#### Written task:
Copy out all the lines exactly. Omit pictures.
--
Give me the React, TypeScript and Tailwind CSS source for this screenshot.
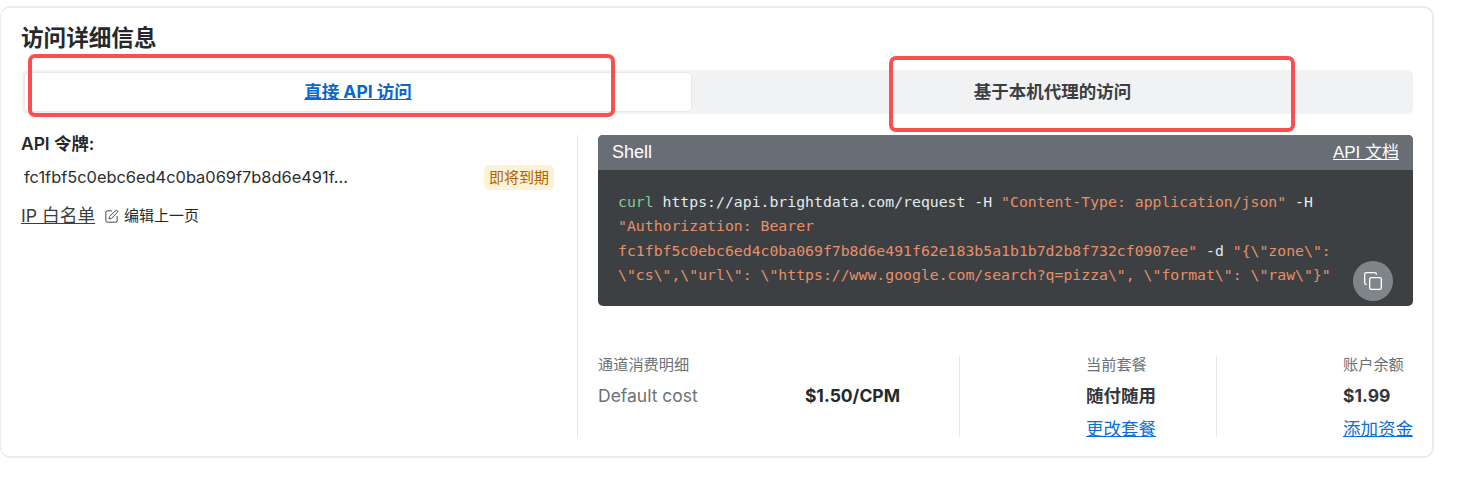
import { Copy, SquarePen } from "lucide-react";

const sans = "font-['Inter','Noto_Sans_CJK_SC',sans-serif]";

function Stat({ label, value, link }: { label: string; value: string; link: string }) {
  return (
    <div className="flex flex-col items-start">
      <div className="text-[15.2px] leading-[18px] text-[#6b7177] mt-[-1px]">{label}</div>
      <div className="text-[17.5px] leading-[24px] font-bold text-[#33373b] mt-[10px]">{value}</div>
      <a className="text-[17.5px] leading-[24px] text-[#0a6fd6] underline mt-[9px]">{link}</a>
    </div>
  );
}

export default function App() {
  return (
    <div className={`${sans} relative w-[1463px] h-[480px] bg-white pt-[6px] overflow-hidden`}>
      <div className="w-[1434px] h-[452px] border-2 border-[#e9ebee] border-l-[1px] rounded-[10px] pl-[20px] pr-[19px] pt-[15px]">
        <h1 className="text-[22.6px] leading-[30px] font-bold text-[#26292c]">访问详细信息</h1>
        <div className="flex h-[44px] mt-[17px] ml-[1px] bg-[#f1f2f4] rounded-[6px] p-[2px] pr-0">
          <div className="w-[668px] bg-white border border-[#e6e8eb] rounded-[4px] flex items-center justify-center text-[17.5px] font-bold text-[#0a66d0] underline">
            直接 API 访问
          </div>
          <div className="flex-1 flex items-center justify-center text-[17.5px] font-bold text-[#3a3e42]">
            基于本机代理的访问
          </div>
        </div>
        <div className="flex mt-[21px]">
          <div className="w-[557px] h-[302px] border-r border-[#e4e6e9] pr-[23px]">
            <div className="text-[17.4px] leading-[20px] font-semibold text-[#26292c] mt-[-1px]">API 令牌:</div>
            <div className="flex items-center justify-between mt-[10px]">
              <span className="text-[16.4px] leading-[26px] text-[#2a2d30] pl-[3px]">fc1fbf5c0ebc6ed4c0ba069f7b8d6e491f...</span>
              <span className="bg-[#fdf2d5] text-[#b35f00] text-[15px] leading-[25px] px-[5px] rounded-[5px]">即将到期</span>
            </div>
            <div className="flex items-center mt-[14px]">
              <span className="text-[17.7px] leading-[24px] text-[#3a3e42] underline">IP 白名单</span>
              <SquarePen className="w-[15px] h-[15px] ml-[9px] text-[#45494e]" strokeWidth={1.6} />
              <span className="text-[15px] ml-[5px] text-[#26292c]">编辑上一页</span>
            </div>
          </div>
          <div className="flex-1 pl-[20px]">
            <div className="relative rounded-[5px] overflow-hidden h-[171px] bg-[#3c4043]">
              <div className="h-[35px] bg-[#686e75] flex items-center justify-between px-[14px] font-['Liberation_Sans','Noto_Sans_CJK_SC',sans-serif] text-white">
                <span className="text-[18px]">Shell</span>
                <a className="text-[17px] underline">API 文档</a>
              </div>
              <div className="pl-[20px] pr-[15px] pt-[20px] font-['DejaVu_Sans_Mono',monospace] text-[14.8px] leading-[24.4px] text-[#e4eaee]">
                <span className="text-[#8cc79a]">curl</span> https://api.brightdata.com/request -H{" "}
                <span className="text-[#e88f68]">"Content-Type: application/json"</span> -H{" "}
                <span className="text-[#e88f68]">"Authorization: Bearer</span>{" "}
                <span className="text-[#e88f68]">fc1fbf5c0ebc6ed4c0ba069f7b8d6e491f62e183b5a1b1b7d2b8f732cf0907ee"</span> -d{" "}
                <span className="text-[#e88f68]">{'"{\\"zone\\":'}</span>{" "}
                <span className="text-[#e88f68]">{'\\"cs\\",\\"url\\": \\"https://www.google.com/search?q=pizza\\", \\"format\\": \\"raw\\"}"'}</span>
              </div>
              <button className="absolute right-[20px] bottom-[5px] w-[40px] h-[40px] rounded-full bg-[#80858a] flex items-center justify-center text-white">
                <Copy className="w-[20px] h-[20px]" strokeWidth={1.6} />
              </button>
            </div>
            <div className="flex mt-[50px] h-[81px]">
              <div className="w-[362px] border-r border-[#e4e6e9]">
                <div className="w-[302px]">
                  <div className="text-[15.2px] leading-[18px] text-[#6b7177]">通道消费明细</div>
                  <div className="flex justify-between items-center mt-[10px] text-[17.5px] leading-[24px]">
                    <span className="text-[#6b7177]">Default cost</span>
                    <span className="font-bold text-[#26292c]">$1.50/CPM</span>
                  </div>
                </div>
              </div>
              <div className="w-[257px] border-r border-[#e4e6e9] flex justify-end pr-[60px] pt-[1px]">
                <Stat label="当前套餐" value="随付随用" link="更改套餐" />
              </div>
              <div className="flex-1 flex justify-end pt-[1px]">
                <Stat label="账户余额" value="$1.99" link="添加资金" />
              </div>
            </div>
          </div>
        </div>
      </div>
      <div className="absolute left-[28px] top-[54px] w-[587px] h-[63px] border-[4px] border-[#f9504f] rounded-[7px]" />
      <div className="absolute left-[889px] top-[56px] w-[406px] h-[76px] border-[4px] border-[#f9504f] rounded-[7px]" />
    </div>
  );
}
--
#### Answer to the task:
Give me the React, TypeScript and Tailwind CSS source for this screenshot.
import { Copy, SquarePen } from "lucide-react";

const sans = "font-['Inter','Noto_Sans_CJK_SC',sans-serif]";

function Stat({ label, value, link }: { label: string; value: string; link: string }) {
  return (
    <div className="flex flex-col items-start">
      <div className="text-[15.2px] leading-[18px] text-[#6b7177] mt-[-1px]">{label}</div>
      <div className="text-[17.5px] leading-[24px] font-bold text-[#33373b] mt-[10px]">{value}</div>
      <a className="text-[17.5px] leading-[24px] text-[#0a6fd6] underline mt-[9px]">{link}</a>
    </div>
  );
}

export default function App() {
  return (
    <div className={`${sans} relative w-[1463px] h-[480px] bg-white pt-[6px] overflow-hidden`}>
      <div className="w-[1434px] h-[452px] border-2 border-[#e9ebee] border-l-[1px] rounded-[10px] pl-[20px] pr-[19px] pt-[15px]">
        <h1 className="text-[22.6px] leading-[30px] font-bold text-[#26292c]">访问详细信息</h1>
        <div className="flex h-[44px] mt-[17px] ml-[1px] bg-[#f1f2f4] rounded-[6px] p-[2px] pr-0">
          <div className="w-[668px] bg-white border border-[#e6e8eb] rounded-[4px] flex items-center justify-center text-[17.5px] font-bold text-[#0a66d0] underline">
            直接 API 访问
          </div>
          <div className="flex-1 flex items-center justify-center text-[17.5px] font-bold text-[#3a3e42]">
            基于本机代理的访问
          </div>
        </div>
        <div className="flex mt-[21px]">
          <div className="w-[557px] h-[302px] border-r border-[#e4e6e9] pr-[23px]">
            <div className="text-[17.4px] leading-[20px] font-semibold text-[#26292c] mt-[-1px]">API 令牌:</div>
            <div className="flex items-center justify-between mt-[10px]">
              <span className="text-[16.4px] leading-[26px] text-[#2a2d30] pl-[3px]">fc1fbf5c0ebc6ed4c0ba069f7b8d6e491f...</span>
              <span className="bg-[#fdf2d5] text-[#b35f00] text-[15px] leading-[25px] px-[5px] rounded-[5px]">即将到期</span>
            </div>
            <div className="flex items-center mt-[14px]">
              <span className="text-[17.7px] leading-[24px] text-[#3a3e42] underline">IP 白名单</span>
              <SquarePen className="w-[15px] h-[15px] ml-[9px] text-[#45494e]" strokeWidth={1.6} />
              <span className="text-[15px] ml-[5px] text-[#26292c]">编辑上一页</span>
            </div>
          </div>
          <div className="flex-1 pl-[20px]">
            <div className="relative rounded-[5px] overflow-hidden h-[171px] bg-[#3c4043]">
              <div className="h-[35px] bg-[#686e75] flex items-center justify-between px-[14px] font-['Liberation_Sans','Noto_Sans_CJK_SC',sans-serif] text-white">
                <span className="text-[18px]">Shell</span>
                <a className="text-[17px] underline">API 文档</a>
              </div>
              <div className="pl-[20px] pr-[15px] pt-[20px] font-['DejaVu_Sans_Mono',monospace] text-[14.8px] leading-[24.4px] text-[#e4eaee]">
                <span className="text-[#8cc79a]">curl</span> https://api.brightdata.com/request -H{" "}
                <span className="text-[#e88f68]">"Content-Type: application/json"</span> -H{" "}
                <span className="text-[#e88f68]">"Authorization: Bearer</span>{" "}
                <span className="text-[#e88f68]">fc1fbf5c0ebc6ed4c0ba069f7b8d6e491f62e183b5a1b1b7d2b8f732cf0907ee"</span> -d{" "}
                <span className="text-[#e88f68]">{'"{\\"zone\\":'}</span>{" "}
                <span className="text-[#e88f68]">{'\\"cs\\",\\"url\\": \\"https://www.google.com/search?q=pizza\\", \\"format\\": \\"raw\\"}"'}</span>
              </div>
              <button className="absolute right-[20px] bottom-[5px] w-[40px] h-[40px] rounded-full bg-[#80858a] flex items-center justify-center text-white">
                <Copy className="w-[20px] h-[20px]" strokeWidth={1.6} />
              </button>
            </div>
            <div className="flex mt-[50px] h-[81px]">
              <div className="w-[362px] border-r border-[#e4e6e9]">
                <div className="w-[302px]">
                  <div className="text-[15.2px] leading-[18px] text-[#6b7177]">通道消费明细</div>
                  <div className="flex justify-between items-center mt-[10px] text-[17.5px] leading-[24px]">
                    <span className="text-[#6b7177]">Default cost</span>
                    <span className="font-bold text-[#26292c]">$1.50/CPM</span>
                  </div>
                </div>
              </div>
              <div className="w-[257px] border-r border-[#e4e6e9] flex justify-end pr-[60px] pt-[1px]">
                <Stat label="当前套餐" value="随付随用" link="更改套餐" />
              </div>
              <div className="flex-1 flex justify-end pt-[1px]">
                <Stat label="账户余额" value="$1.99" link="添加资金" />
              </div>
            </div>
          </div>
        </div>
      </div>
      <div className="absolute left-[28px] top-[54px] w-[587px] h-[63px] border-[4px] border-[#f9504f] rounded-[7px]" />
      <div className="absolute left-[889px] top-[56px] w-[406px] h-[76px] border-[4px] border-[#f9504f] rounded-[7px]" />
    </div>
  );
}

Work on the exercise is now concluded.